Sometimes when you find a wild animal in your attic, there will be babies present. This is common since mother animals search for a secure place to raise their young that will offer protection from the elements and predators alike. While it makes perfect sense for the animals, it makes removing the animals and cleaning up even harder. Whether the nest is from a rodent, bird, squirrel, or other animal, you will need to follow similar steps to get the nesting material out of your attic.
Here's a nest in an attic, created by Starlings, which were able to fly in through an open air duct. This type of nest is easy to remove by hand and put in a large plastic bag.
Here is a baby squirrel amongst a very large pile of nesting debris, such as grass and leaves, which a squirrel has brought into an attic.

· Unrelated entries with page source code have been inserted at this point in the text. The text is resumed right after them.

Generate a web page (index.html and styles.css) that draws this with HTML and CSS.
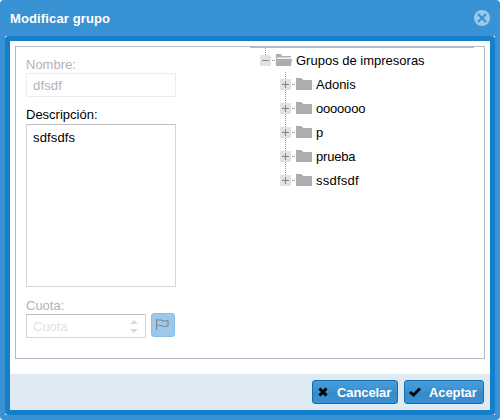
FILE: index.html
```html
<!DOCTYPE html>
<html lang="es">
<head>
<meta charset="utf-8">
<title>Modificar grupo</title>
<link rel="stylesheet" href="styles.css">
</head>
<body>
<svg class="defs" width="0" height="0">
  <symbol id="folder" viewBox="0 0 16 12"><path d="M0 0h5l1 1h1v1h9v10H0z" fill="#adadad"/></symbol>
  <symbol id="folder-open" viewBox="0 0 16 12"><path d="M0 0h5l1 2h9v1.500H0zM0 3h1v9H0zM1 5h15l-1 7H1z" fill="#adadad"/><path d="M1 3.500h14v1H1z" fill="#dcdcdc"/></symbol>
  <symbol id="plus" viewBox="0 0 15 11"><path d="M0 0h11v11H0z" fill="#dfe3e7"/><path d="M2 5.5h7M5.5 2v7" stroke="#858585"/><path d="M12 5.5h3" stroke="#888" stroke-dasharray="1 1"/></symbol>
  <symbol id="minus" viewBox="0 0 15 11"><path d="M0 0h11v11H0z" fill="#dfe3e7"/><path d="M2 5.5h7" stroke="#858585"/><path d="M12 5.5h3" stroke="#888" stroke-dasharray="1 1"/></symbol>
</svg>
<div class="window">
  <header class="titlebar">
    <h1 class="title">Modificar grupo</h1>
    <svg class="close" width="16" height="16" viewBox="0 0 16 16"><circle cx="8" cy="8" r="8" fill="#9bc8e9"/><path d="M4 4l8 8M12 4l-8 8" stroke="#3892d3" stroke-width="2.2"/></svg>
  </header>
  <div class="well">
  <div class="frame">
    <main class="body">
      <div class="panel">
        <form class="form">
          <div class="label muted">Nombre:</div>
          <div class="input name">dfsdf</div>
          <div class="label desc">Descripción:</div>
          <div class="input area">sdfsdfs</div>
          <div class="label muted quota-label">Cuota:</div>
          <div class="quota">
            <div class="input spinner"><span>Cuota</span>
              <svg width="8" height="13" viewBox="0 0 8 13"><path d="M0 4L4 0l4 4zM0 9h8l-4 4z" fill="#d9d9d9"/></svg>
            </div>
            <div class="flag"><svg width="14" height="13" viewBox="0 0 14 13"><path d="M.5 1v11" stroke="#7b8187"/><path d="M1 2.500c2-1.200 3.400-.7 5 0s3.500.6 6 0v5.500c-2.500.6-4.500.7-6 0s-3-1.200-5 0" fill="none" stroke="#7b8187"/></svg></div>
          </div>
        </form>
        <div class="tree">
          <div class="row root"><svg width="15" height="11"><use href="#minus"/></svg><svg class="folder" width="16" height="12"><use href="#folder-open"/></svg><span>Grupos de impresoras</span></div>
          <div class="row"><svg width="15" height="11"><use href="#plus"/></svg><svg class="folder" width="16" height="12"><use href="#folder"/></svg><span>Adonis</span></div>
          <div class="row"><svg width="15" height="11"><use href="#plus"/></svg><svg class="folder" width="16" height="12"><use href="#folder"/></svg><span class="snug">ooooooo</span></div>
          <div class="row"><svg width="15" height="11"><use href="#plus"/></svg><svg class="folder" width="16" height="12"><use href="#folder"/></svg><span>p</span></div>
          <div class="row"><svg width="15" height="11"><use href="#plus"/></svg><svg class="folder" width="16" height="12"><use href="#folder"/></svg><span class="snug">prueba</span></div>
          <div class="row last"><svg width="15" height="11"><use href="#plus"/></svg><svg class="folder" width="16" height="12"><use href="#folder"/></svg><span class="loose">ssdfsdf</span></div>
        </div>
      </div>
    </main>
    <footer class="footer">
      <div class="button cancel"><svg width="10" height="10" viewBox="0 0 10 10"><path d="M1.500 1.500l7 7M8.500 1.500l-7 7" stroke="#000" stroke-width="3"/></svg><span>Cancelar</span></div>
      <div class="button accept"><svg width="12" height="10" viewBox="0 0 12 10"><path d="M1 5l3.500 3L11 1.500" fill="none" stroke="#000" stroke-width="2.800"/></svg><span>Aceptar</span></div>
    </footer>
  </div>
  </div>
</div>
</body>
</html>
```

FILE: styles.css
```css
* { box-sizing: border-box; }
body { margin: 0; background: #fff; font: 13px/15px "Liberation Sans", Arial, sans-serif; color: #000; overflow: hidden; }
svg { display: block; flex: none; }
.defs { position: absolute; }
.window { width: 500px; height: 420px; padding: 0 5px 5px; background: #3892d4; border-radius: 4px; display: flex; flex-direction: column; }
.titlebar { height: 36px; flex: none; display: flex; align-items: center; justify-content: space-between; padding: 0 5px; }
.title { margin: 0; font-size: 13px; font-weight: bold; color: #fff; letter-spacing: .13px; }
.well { flex: 1; background: #fff; display: flex; }
.frame { flex: 1; border: 5px solid #157fcc; border-radius: 3px; background: #fff padding-box; display: flex; flex-direction: column; }
.body { height: 333px; padding: 5px; }
.panel { height: 313px; border: 1px solid #b5b8c8; display: flex; }
.form { width: 234px; flex: none; padding: 11px 0 0 10px; }
.label { height: 15px; line-height: 13px; }
.muted { color: #b2b2b2; }
.input { width: 150px; border: 1px solid #d6d6d6; border-top-color: #bebebe; background: #fff; padding: 0 6px; }
.name { height: 24px; line-height: 24px; color: #b2b2b2; border-color: #ececec; letter-spacing: .15px; }
.desc { margin-top: 11px; height: 16px; }
.area { height: 163px; padding-top: 5px; letter-spacing: .15px; }
.quota-label { margin-top: 12px; }
.quota { display: flex; gap: 5px; }
.spinner { width: 120px; height: 24px; padding-right: 7px; display: flex; align-items: center; justify-content: space-between; color: #e2e2e2; }
.flag { width: 24px; height: 24px; margin-top: -1px; padding: 4px 0 0 4px; border: 1px solid #88bfe6; border-radius: 3px; background: #9cc8e9; }
.tree { width: 224px; flex: none; border-top: 1px solid #b5b8c8; }
.row { height: 24px; display: flex; align-items: center; padding-left: 30px; background: repeating-linear-gradient(#999 0 1px, transparent 1px 2px) 35px 0 / 1px 24px no-repeat; }
.root { padding-left: 10px; background-position: 15px 0; background-size: 1px 12px; }
.last { background-size: 1px 12px; }
.snug { letter-spacing: -.2px; }
.loose { letter-spacing: .25px; }
.folder { margin: 0 4px 0 1px; }
.footer { flex: 1; background: #dfeaf2; display: flex; gap: 6px; align-items: center; justify-content: flex-end; padding-right: 6px; }
.button { height: 24px; border: 1px solid #126daf; border-radius: 3px; background: linear-gradient(#4b9cd7, #3892d3 50%, #358ac8 51%, #3892d3); color: #fff; font-weight: bold; display: flex; align-items: center; }
.button span { letter-spacing: -.1px; }
.cancel { width: 86px; padding-left: 5px; gap: 9px; }
.accept { width: 80px; padding-left: 4px; gap: 8px; }
```
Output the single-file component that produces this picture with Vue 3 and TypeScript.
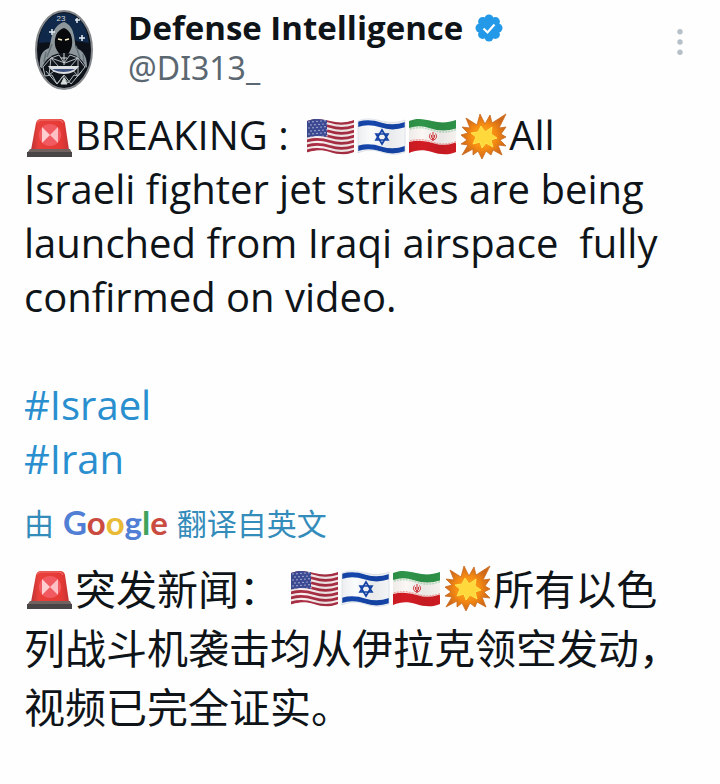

This can be a fire hazard.
Make Sure Animals Are Gone
Before you can get the nesting material out of your attic, you need to take the time to confirm that the animals are all gone. Depending on the animal in question, you will likely have to wait until the babies have grown enough to leave by themselves, such is the case with bats, who are protected animals. Once bats, squirrels, possum, or other similar young animals have grown, you can get the mother and babies out of your attic using the exclusion method. In the case of certain animals, an expert can trap or exclude the mother animal and physically pick up and remove the babies to be reunited with their mom. No matter the type of animal you are dealing with, be sure that they are completely gone before you start to remove the nesting material. You should also have sealed up the animals’ entry points so you don’t have to worry about more animals coming inside and adding to the mess you clean.
Always take safety precautions when removing nesting materials in the attic. This means you should wear gloves at a minimum and ideally a filter mask, long sleeves, and pants as well. Any material you remove should be at least double bagged for safety as well. After you are done cleaning, remove your gloves, wash your clothing in warm water, and bathe thoroughly with soap and water.
Clean The Area
In terms of actually removing the nesting material, the process is fairly straightforward. You can remove the larger pieces by hand with your gloves on, preferably still handling it through another layer like a rag or paper towel. You can vacuum up droppings and other small items. At the end, be sure to sanitize the entire attic with an enzymatic cleaner. Consider using a fogging machine so the cleaner reaches every nook and cranny in the attic. To make life easier, you can also just hire an expert to remove the nesting materials and clean your attic for you.